## Task prompt
In the listing below, identify each line with the word "this" and return those lines.

─── Data supplied ───

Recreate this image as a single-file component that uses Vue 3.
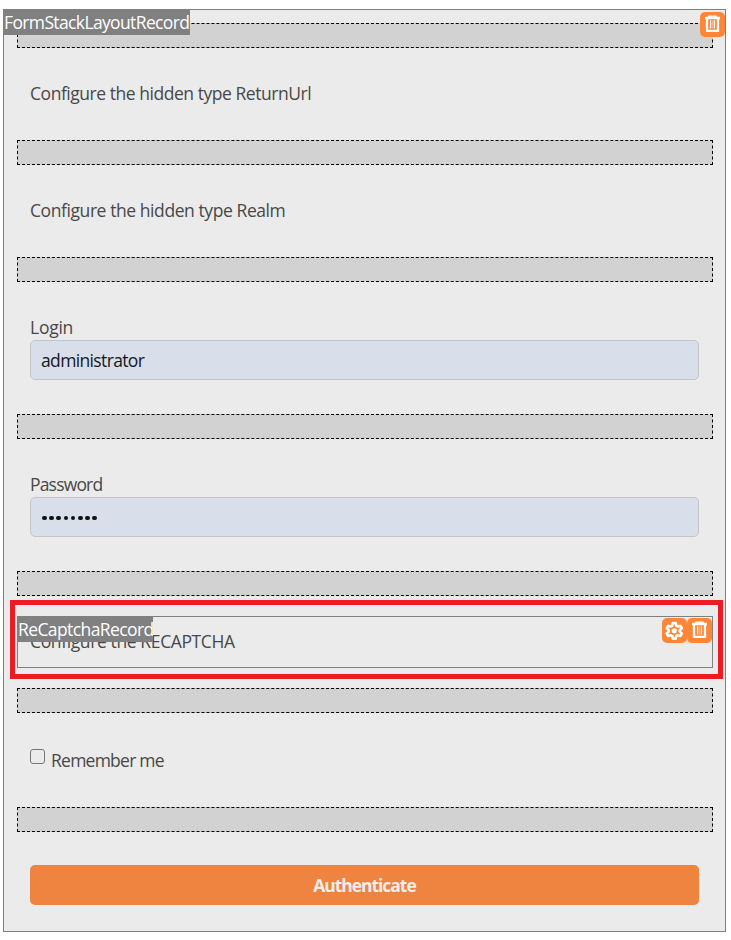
<script setup>
import { ref } from 'vue'

const login = ref('administrator')
const password = ref('password')
const remember = ref(false)
</script>

<template>
  <main class="frame">
    <span class="tag tag-form">FormStackLayoutRecord</span>
    <div class="tools tools-form">
      <button class="tool" aria-label="Delete layout">
        <svg viewBox="0 0 25 25"><path class="line" d="M9.5 5.200V4.700h6v.5M5 6h15M7 6.500v12.300h11V6.500" /><path class="thin" d="M10.600 8.300v8.200M14.400 8.300v8.200" /><path class="mid" d="M12.500 8.300v8.200" /></svg>
      </button>
    </div>

    <div class="drop"></div>
    <section class="row"><p class="text returnurl">Configure the hidden type ReturnUrl</p></section>
    <div class="drop"></div>
    <section class="row"><p class="text realm">Configure the hidden type Realm</p></section>
    <div class="drop"></div>
    <section class="row field">
      <label class="text login" for="login">Login</label>
      <input id="login" v-model="login" class="input" type="text" />
    </section>
    <div class="drop"></div>
    <section class="row field">
      <label class="text password">Password</label>
      <div class="input dots"><i v-for="n in password.length" :key="n"></i></div>
    </section>
    <div class="drop"></div>
    <section class="captcha-row">
      <div class="highlight">
        <div class="captcha">
          <p class="text recaptcha">Configure the RECAPTCHA</p>
          <span class="tag tag-captcha">ReCaptchaRecord</span>
          <div class="tools tools-captcha">
            <button class="tool" aria-label="Settings">
              <svg viewBox="0 0 25 25">
                <path class="gear" d="M10.800 5h2.900l.5 2.600 1.600.9 2.500-.8 1.500 2.500-2 1.700v1.900l2 1.700-1.500 2.500-2.500-.8-1.600.9-.5 2.600h-2.900l-.5-2.600-1.600-.9-2.500.8-1.500-2.500 2-1.700v-1.900l-2-1.700 1.500-2.500 2.500.8 1.600-.9z" />
                <circle class="hub" cx="12.250" cy="12.850" r="2.600" />
              </svg>
            </button>
            <button class="tool" aria-label="Delete captcha">
              <svg viewBox="0 0 25 25"><path class="line" d="M9.500 5.200V4.700h6v.5M5 6h15M7 6.500v12.300h11V6.500" /><path class="thin" d="M10.600 8.300v8.200M14.400 8.300v8.200" /><path class="mid" d="M12.500 8.300v8.200" /></svg>
            </button>
          </div>
        </div>
      </div>
    </section>
    <div class="drop"></div>
    <section class="row remember-row">
      <input id="remember" v-model="remember" class="check" type="checkbox" />
      <label class="text remember" for="remember">Remember me</label>
    </section>
    <div class="drop"></div>
    <section class="submit-row"><button class="submit">Authenticate</button></section>
  </main>
</template>

<style>
body {
  background: #fff;
}
</style>

<style scoped>
* {
  box-sizing: border-box;
}
.frame {
  position: relative;
  width: 723px;
  height: 923px;
  margin: 9px 0 0 3px;
  padding: 13px 12px 0 13px;
  border: 1px solid #808080;
  background: #ebebeb;
  color: #484848;
  font: 17.5px/26px "Open Sans", "Noto Sans", sans-serif;
}
.drop {
  height: 25px;
  border: 1px dashed #000;
  background: #d2d2d2;
}
.row {
  height: 92px;
  padding: 32px 14px 0 13px;
}
.row.field {
  height: 132px;
}
.text {
  display: block;
  width: max-content;
  margin: 0;
  white-space: nowrap;
}
.returnurl {
  letter-spacing: -0.46px;
}
.realm {
  letter-spacing: -0.42px;
}
.recaptcha {
  letter-spacing: -0.38px;
}
.login {
  letter-spacing: -0.25px;
}
.password {
  letter-spacing: -0.82px;
}
.remember {
  letter-spacing: -0.75px;
}
.input {
  display: block;
  width: 100%;
  height: 40px;
  padding: 0 10px;
  border: 1px solid #c4c4c8;
  border-radius: 5px;
  outline: 0;
  background: #d8deea;
  color: #151719;
  font: inherit;
  letter-spacing: -0.64px;
}
.dots {
  display: flex;
  align-items: center;
  gap: 2.5px;
  padding: 2px 0 0 11px;
}
.dots i {
  width: 4.7px;
  height: 4.7px;
  border-radius: 50%;
  background: #111;
}
.captcha-row {
  height: 92px;
  padding-top: 4px;
}
.highlight {
  width: 713px;
  height: 79px;
  margin-left: -7px;
  padding: 11px 5px 0 2px;
  border: 5px solid #ed1c24;
}
.captcha {
  position: relative;
  width: 696px;
  height: 52px;
  padding: 11px 12px;
  border: 1px solid #808080;
}
.tag {
  position: absolute;
  top: -1px;
  left: -1px;
  height: 26px;
  padding-left: 1px;
  background: #808080;
  color: #fff;
  line-height: 26px;
  white-space: nowrap;
}
.tag-form {
  width: 187px;
  letter-spacing: -0.63px;
}
.tag-captcha {
  width: 136px;
  letter-spacing: -0.6px;
}
.tools {
  position: absolute;
  display: flex;
}
.tools-form {
  top: 2px;
  right: 0;
}
.tools-captcha {
  top: 1px;
  right: 0;
}
.tool {
  width: 25px;
  height: 25px;
  padding: 0;
  border: 0;
  border-radius: 5px;
  background: #ff8636;
}
.tool svg {
  display: block;
  width: 25px;
  height: 25px;
  fill: none;
  stroke: #fff;
}
.line {
  stroke-width: 2.3;
}
.thin {
  stroke-width: 1.3;
}
.mid {
  stroke-width: 1;
  stroke-opacity: 0.35;
}
.gear {
  stroke-width: 2.6;
  stroke-linejoin: round;
}
.hub {
  fill: #fff;
  stroke: none;
}
.remember-row {
  display: flex;
  height: 94px;
  padding-top: 34px;
}
.check {
  width: 15px;
  height: 15px;
  margin: 2px 6px 0 0;
  appearance: none;
  border: 1px solid #767676;
  border-radius: 3px;
}
.submit-row {
  padding: 33px 14px 0 13px;
}
.submit {
  display: block;
  width: 100%;
  height: 40px;
  padding: 0 0 1px;
  border: 0;
  border-radius: 5px;
  background: #ee8440;
  color: #ededed;
  font: 700 17.5px/38px "Open Sans", "Noto Sans", sans-serif;
  letter-spacing: -1.05px;
}
</style>
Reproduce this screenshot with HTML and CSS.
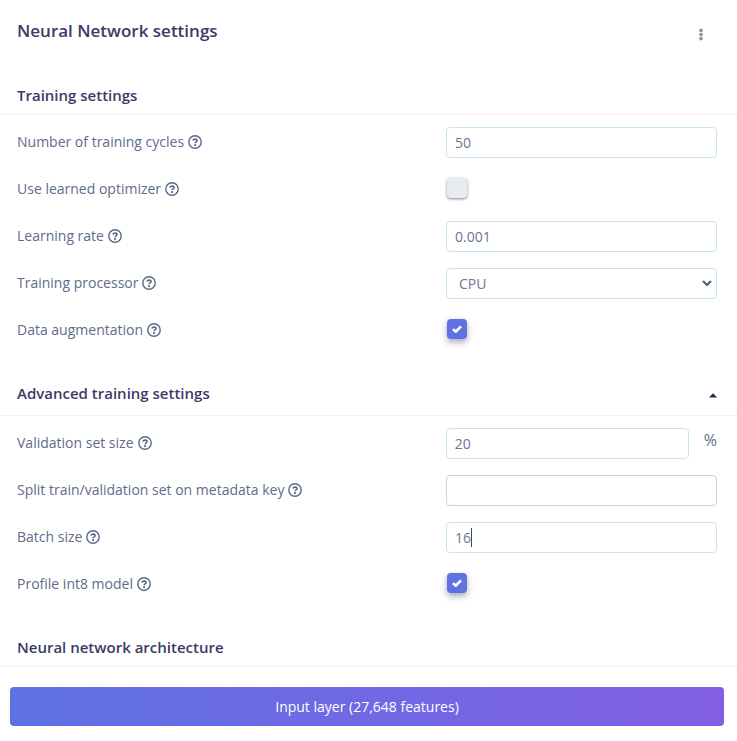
FILE: index.html
```html
<!DOCTYPE html>
<html lang="en">
<head>
<meta charset="utf-8">
<title>Neural Network settings</title>
<link rel="stylesheet" href="styles.css">
</head>
<body>
<svg class="defs" aria-hidden="true">
  <symbol id="help" viewBox="0 0 14 14"><circle cx="7" cy="7" r="6.2" fill="none" stroke="currentColor" stroke-width="1.4"/><path d="M4.9 5.5C5.3 4.5 6.1 4.1 7 4.1c1.2 0 2 .7 2 1.6C9 7 7.1 6.9 7.1 8.3" fill="none" stroke="currentColor" stroke-width="1.6"/><circle cx="7.05" cy="10.1" r="1.1" fill="currentColor"/></symbol>
  <symbol id="check" viewBox="0 0 10 8"><path d="M1 4.1l2.7 2.6L9 1.3" fill="none" stroke="#fff" stroke-width="2.6"/></symbol>
</svg>
<main class="panel">
  <header class="top"><h1>Neural Network settings</h1><svg class="kebab" viewBox="0 0 4 13"><circle cx="2" cy="2.4" r="1.85"/><circle cx="2" cy="6.5" r="1.85"/><circle cx="2" cy="10.6" r="1.85"/></svg></header>
  <section class="group training">
    <h2>Training settings</h2>
    <div class="rows">
      <div class="row"><label>Number of training cycles <svg><use href="#help"/></svg></label><div class="field">50</div></div>
      <div class="row"><label>Use learned optimizer <svg><use href="#help"/></svg></label><span class="box"></span></div>
      <div class="row"><label>Learning rate <svg><use href="#help"/></svg></label><div class="field">0.001</div></div>
      <div class="row"><label>Training processor <svg><use href="#help"/></svg></label><div class="field select">CPU<svg class="chevron" viewBox="0 0 10 7"><path d="M1 1l4 4 4-4"/></svg></div></div>
      <div class="row"><label>Data augmentation <svg><use href="#help"/></svg></label><span class="box on"><svg><use href="#check"/></svg></span></div>
    </div>
  </section>
  <section class="group advanced">
    <h2>Advanced training settings<svg class="caret" viewBox="0 0 8 5"><path d="M0 4.6L4 .2l4 4.4z"/></svg></h2>
    <div class="rows">
      <div class="row"><label>Validation set size <svg><use href="#help"/></svg></label><div class="field short">20</div><span class="unit">%</span></div>
      <div class="row"><label>Split train/validation set on metadata key <svg><use href="#help"/></svg></label><div class="field plain"></div></div>
      <div class="row"><label>Batch size <svg><use href="#help"/></svg></label><div class="field">16<span class="cursor"></span></div></div>
      <div class="row"><label>Profile int8 model <svg><use href="#help"/></svg></label><span class="box on"><svg><use href="#check"/></svg></span></div>
    </div>
  </section>
  <section class="group architecture"><h2>Neural network architecture</h2></section>
  <button class="layer">Input layer (27,648 features)</button>
</main>
</body>
</html>
```
FILE: styles.css
```css
* { box-sizing: border-box; }
body { margin: 0; background: #fff; color: #606c8b; font: 14px/21px "Open Sans", sans-serif; overflow: hidden; }
.defs { display: none; }
.panel { width: 737px; height: 741px; }
.top { height: 80px; padding: 18px 34px 0 17px; display: flex; justify-content: space-between; }
h1, h2 { margin: 0; color: #3b3a66; font-weight: 600; }
h1 { font-size: 17px; line-height: 26px; }
.kebab { width: 4px; height: 13px; margin-top: 10px; fill: #8898aa; }
h2 { height: 35px; padding: 4px 20px 0 17px; border-bottom: 1px solid #eef0f2; font-size: 15px; line-height: 22px; display: flex; justify-content: space-between; }
.training { height: 298px; }
.advanced { height: 254px; }
.advanced h2 { height: 38px; }
.rows { padding: 12px 20px 0 17px; }
.row { height: 47px; display: flex; align-items: flex-start; }
label { width: 429px; padding-top: 4px; display: flex; align-items: center; gap: 4px; }
label svg { width: 14px; height: 14px; color: #5b6788; }
.field { width: 271px; height: 31px; border: 1px solid #c6e5f3; border-radius: 4px; padding: 5px 8px 0; line-height: 20px; color: #6b7693; display: flex; }
.short { width: 243px; }
.plain { border-color: #cad1d7; }
.select { padding-left: 12px; justify-content: space-between; padding-right: 4px; }
.chevron { width: 10px; height: 7px; margin-top: 6px; fill: none; stroke: #525f7f; stroke-width: 2.2; }
.unit { margin-left: 15px; padding-top: 2px; font-size: 16px; }
.box { width: 20px; height: 20px; margin: 4px 0 0 1px; border-radius: 4px; background: #e9ecef; box-shadow: 0 1px 3px #3b3566a0; display: grid; place-items: center; }
.on { background: #5e72e4; box-shadow: 0 3px 6px #32325d70; }
.box svg { width: 10px; height: 8px; }
.caret { width: 8px; height: 5px; margin-top: 11px; fill: #172b4d; }
.cursor { width: 1px; height: 19px; background: #3c4561; }
.layer { display: block; width: 714px; height: 39px; margin: 20px 0 0 10px; padding: 0; border: 0; border-radius: 4px; background: linear-gradient(87deg, #5e72e4, #825ee4); color: #fff; font: 500 14px/21px "Open Sans", sans-serif; }
```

───

## Solution below
Recreate this image as a single-file component that uses Vue 3.
Reproduce this screenshot with HTML and CSS.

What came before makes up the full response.